Ver online : William McNeill
MCNEILL, William. The Glance of the Eye. Heidegger, Aristotle, and the Ends of Theory. New York: SUNY, 1999
[1] Observe que Heidegger havia apresentado uma interpretação (ainda não publicada) dos dois primeiros capítulos do Livro I da Metafísica mais de dois anos antes, em um curso sobre Aristóteles ministrado no semestre de verão de 1922. Para obter detalhes, consulte Theodore Kisiel, The Genesis of Heidegger’s Being and Time (Berkeley e Los Angeles: University of California Press, 1993), pp. 238 e segs.
[2] Heidegger não define o Dasein terminologicamente no curso Sofista. Embora possa ser traduzido como “existência” (e ocasionalmente terá de ser traduzido dessa forma), geralmente preferimos manter a palavra alemã, em parte para preservar uma certa continuidade com Ser e Tempo. No decorrer de nossa leitura, ficará evidente que o Dasein, já em 1924, também está sendo entendido a partir da perspectiva da questão do ser, conforme será desenvolvido no tratado posterior
[3] O termo alemão para busca, Aussein auf…, que sugere um ser direcionado a algo, é usado no tratado de 1922 “Interpretações fenomenológicas com respeito a Aristóteles” para transmitir o significado de “cuidado” (Sorgen, curare). O cuidado, como o significado fundamental do movimento fático da vida, é direcionado para seu respectivo mundo em cada caso (GA61:PIA, 6). Uma segunda diferença de tradução é que Heidegger aqui se refere a “seres humanos” em vez de “ser do homem”. No entanto, está claro que tanto para Heidegger quanto para Aristóteles o que está em questão é a phusis, ou seja, a natureza intrínseca dos seres humanos, e Heidegger de fato continua a se referir a isso como “o ser dos humanos”.
No entanto, o horizonte da interpretação de Heidegger, embora certamente ontologicamente informado, ainda não é o de uma interpretação explicitamente existencial do Dasein, embora Heidegger observe que o método da interpretação está fundamentado em uma “fenomenologia do Dasein” que não pode ser explicitamente apresentada no presente contexto (GA19, 62). Em vez disso, o contexto dessa parte do curso de 1924/25 é uma tentativa de traçar a gênese da sophia como a possibilidade última da contemplação pura, ou theorein. Aqui, Heidegger lerá o desejo de ver em termos da possibilidade última do conhecimento contemplativo.
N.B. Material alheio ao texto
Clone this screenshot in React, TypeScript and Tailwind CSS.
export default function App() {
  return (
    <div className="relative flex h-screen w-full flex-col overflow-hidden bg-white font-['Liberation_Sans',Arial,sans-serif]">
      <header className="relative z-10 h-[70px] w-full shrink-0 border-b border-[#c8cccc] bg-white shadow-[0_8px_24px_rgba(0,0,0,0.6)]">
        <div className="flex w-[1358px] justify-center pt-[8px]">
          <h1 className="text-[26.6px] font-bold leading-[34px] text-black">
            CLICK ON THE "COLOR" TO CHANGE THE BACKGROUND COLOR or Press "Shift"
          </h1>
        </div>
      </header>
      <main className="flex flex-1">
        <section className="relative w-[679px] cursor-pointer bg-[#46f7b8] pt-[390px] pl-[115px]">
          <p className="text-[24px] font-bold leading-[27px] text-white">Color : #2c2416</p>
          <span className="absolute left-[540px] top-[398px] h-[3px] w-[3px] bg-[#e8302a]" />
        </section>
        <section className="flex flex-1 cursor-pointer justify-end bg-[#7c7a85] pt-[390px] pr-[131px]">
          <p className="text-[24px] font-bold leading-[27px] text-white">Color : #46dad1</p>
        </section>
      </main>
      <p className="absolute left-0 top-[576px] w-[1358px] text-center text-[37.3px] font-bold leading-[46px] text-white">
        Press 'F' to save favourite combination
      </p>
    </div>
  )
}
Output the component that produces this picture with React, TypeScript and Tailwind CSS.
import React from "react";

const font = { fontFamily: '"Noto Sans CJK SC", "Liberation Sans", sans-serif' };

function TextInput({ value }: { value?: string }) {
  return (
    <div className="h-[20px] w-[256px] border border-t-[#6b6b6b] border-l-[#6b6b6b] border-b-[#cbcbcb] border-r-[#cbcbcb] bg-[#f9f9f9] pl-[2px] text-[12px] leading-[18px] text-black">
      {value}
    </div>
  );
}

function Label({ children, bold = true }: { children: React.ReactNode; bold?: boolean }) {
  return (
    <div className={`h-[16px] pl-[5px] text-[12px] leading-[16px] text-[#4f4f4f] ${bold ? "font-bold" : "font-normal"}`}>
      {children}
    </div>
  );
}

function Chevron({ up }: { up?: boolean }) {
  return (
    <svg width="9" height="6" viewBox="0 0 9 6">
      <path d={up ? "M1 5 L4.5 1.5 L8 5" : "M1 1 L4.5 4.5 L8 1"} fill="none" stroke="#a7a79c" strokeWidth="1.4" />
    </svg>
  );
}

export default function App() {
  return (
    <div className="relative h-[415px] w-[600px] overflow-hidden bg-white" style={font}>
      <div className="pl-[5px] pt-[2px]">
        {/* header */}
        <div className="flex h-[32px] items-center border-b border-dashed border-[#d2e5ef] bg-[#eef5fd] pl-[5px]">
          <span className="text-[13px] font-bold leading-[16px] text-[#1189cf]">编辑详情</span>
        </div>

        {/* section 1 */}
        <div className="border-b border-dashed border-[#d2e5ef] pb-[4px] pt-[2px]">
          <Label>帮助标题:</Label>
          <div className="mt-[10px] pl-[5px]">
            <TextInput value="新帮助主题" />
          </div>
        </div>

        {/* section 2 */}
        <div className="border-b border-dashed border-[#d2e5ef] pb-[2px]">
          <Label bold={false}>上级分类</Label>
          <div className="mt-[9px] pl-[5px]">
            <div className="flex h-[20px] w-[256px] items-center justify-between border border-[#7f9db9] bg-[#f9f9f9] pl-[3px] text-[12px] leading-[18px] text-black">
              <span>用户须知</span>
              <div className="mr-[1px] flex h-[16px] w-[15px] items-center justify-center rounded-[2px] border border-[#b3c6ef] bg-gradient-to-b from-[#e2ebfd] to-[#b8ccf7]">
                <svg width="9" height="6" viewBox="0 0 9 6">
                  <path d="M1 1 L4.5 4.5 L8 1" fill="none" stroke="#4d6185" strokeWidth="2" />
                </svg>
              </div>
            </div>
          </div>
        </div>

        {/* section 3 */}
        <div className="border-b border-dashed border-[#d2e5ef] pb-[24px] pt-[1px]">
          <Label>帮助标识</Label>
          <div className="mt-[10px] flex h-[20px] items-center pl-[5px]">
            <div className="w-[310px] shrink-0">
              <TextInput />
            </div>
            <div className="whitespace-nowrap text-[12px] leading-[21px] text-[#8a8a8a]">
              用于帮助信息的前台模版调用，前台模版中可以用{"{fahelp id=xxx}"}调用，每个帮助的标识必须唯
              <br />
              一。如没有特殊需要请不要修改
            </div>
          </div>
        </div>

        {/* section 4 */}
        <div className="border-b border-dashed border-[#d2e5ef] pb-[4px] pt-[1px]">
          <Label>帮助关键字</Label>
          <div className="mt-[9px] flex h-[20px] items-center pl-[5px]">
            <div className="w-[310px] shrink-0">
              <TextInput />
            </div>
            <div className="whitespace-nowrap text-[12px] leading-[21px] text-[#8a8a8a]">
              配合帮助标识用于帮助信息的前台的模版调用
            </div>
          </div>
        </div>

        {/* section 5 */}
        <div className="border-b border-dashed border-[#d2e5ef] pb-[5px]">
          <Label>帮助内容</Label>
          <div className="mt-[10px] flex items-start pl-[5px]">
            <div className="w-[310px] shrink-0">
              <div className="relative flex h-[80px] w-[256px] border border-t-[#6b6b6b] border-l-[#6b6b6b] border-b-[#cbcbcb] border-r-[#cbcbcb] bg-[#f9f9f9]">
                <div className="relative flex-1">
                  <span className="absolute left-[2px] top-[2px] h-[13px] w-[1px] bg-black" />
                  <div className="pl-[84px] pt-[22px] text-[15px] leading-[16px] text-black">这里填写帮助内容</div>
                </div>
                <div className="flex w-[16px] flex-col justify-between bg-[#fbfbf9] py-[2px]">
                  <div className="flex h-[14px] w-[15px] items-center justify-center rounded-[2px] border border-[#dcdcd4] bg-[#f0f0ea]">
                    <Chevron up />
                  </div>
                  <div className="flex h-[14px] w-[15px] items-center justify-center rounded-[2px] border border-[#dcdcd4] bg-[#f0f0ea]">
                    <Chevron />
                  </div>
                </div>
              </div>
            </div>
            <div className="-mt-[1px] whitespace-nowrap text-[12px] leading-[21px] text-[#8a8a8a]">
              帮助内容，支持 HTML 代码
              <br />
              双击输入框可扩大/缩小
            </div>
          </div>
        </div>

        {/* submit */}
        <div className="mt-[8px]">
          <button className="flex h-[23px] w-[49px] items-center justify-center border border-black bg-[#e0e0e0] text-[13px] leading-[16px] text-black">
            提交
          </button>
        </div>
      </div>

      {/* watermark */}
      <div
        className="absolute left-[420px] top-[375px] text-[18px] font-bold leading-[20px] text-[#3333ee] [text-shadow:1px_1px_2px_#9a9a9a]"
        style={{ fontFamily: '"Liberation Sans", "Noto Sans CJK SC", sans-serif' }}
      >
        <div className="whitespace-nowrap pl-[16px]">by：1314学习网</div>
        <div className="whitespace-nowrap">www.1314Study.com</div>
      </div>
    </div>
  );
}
Na discussão da primeira linha da Metafísica em Ser e Tempo, por outro lado, não encontramos nenhuma menção explícita de theorein ou sophia. No máximo, encontramos uma referência à Wissenschaft e à interpretação grega de sua gênese “existencial”. E isso pode sugerir que o desejo de ver está sendo submetido a um horizonte diferente de interpretação na analítica existencial — um horizonte que não é simplesmente o do theorein nem o de seu corolário philosophia. Pois ambos, como já observamos, parecem se enquadrar na lógica daquela “orientação restrita” em relação ao conhecimento cognitivo da qual Heidegger distancia a analítica existencial em Ser e Tempo. Em outras palavras, talvez o horizonte último do “desejo de ver” se revele, em Ser e Tempo, como algo diferente do puro theorein, a suprema realização da sophia. Talvez ele aponte para outro horizonte de conhecimento, de Wissen, e para uma gênese diferente de Wissenschaft [[Uma possibilidade que também desafiaria a tese de Jacques Taminiaux, a saber, que Heidegger deixa inquestionável “a ideia de que a percepção (…) é uma ciência nascente”. Ver Lectures de l’ontologie fondamentale, 129. No capítulo 3, tentaremos rastrear essa outra gênese da ciência, mostrando como a concepção de Heidegger de uma gênese existencial da ciência rompe a própria ordem de derivação que ela tenta tematizar.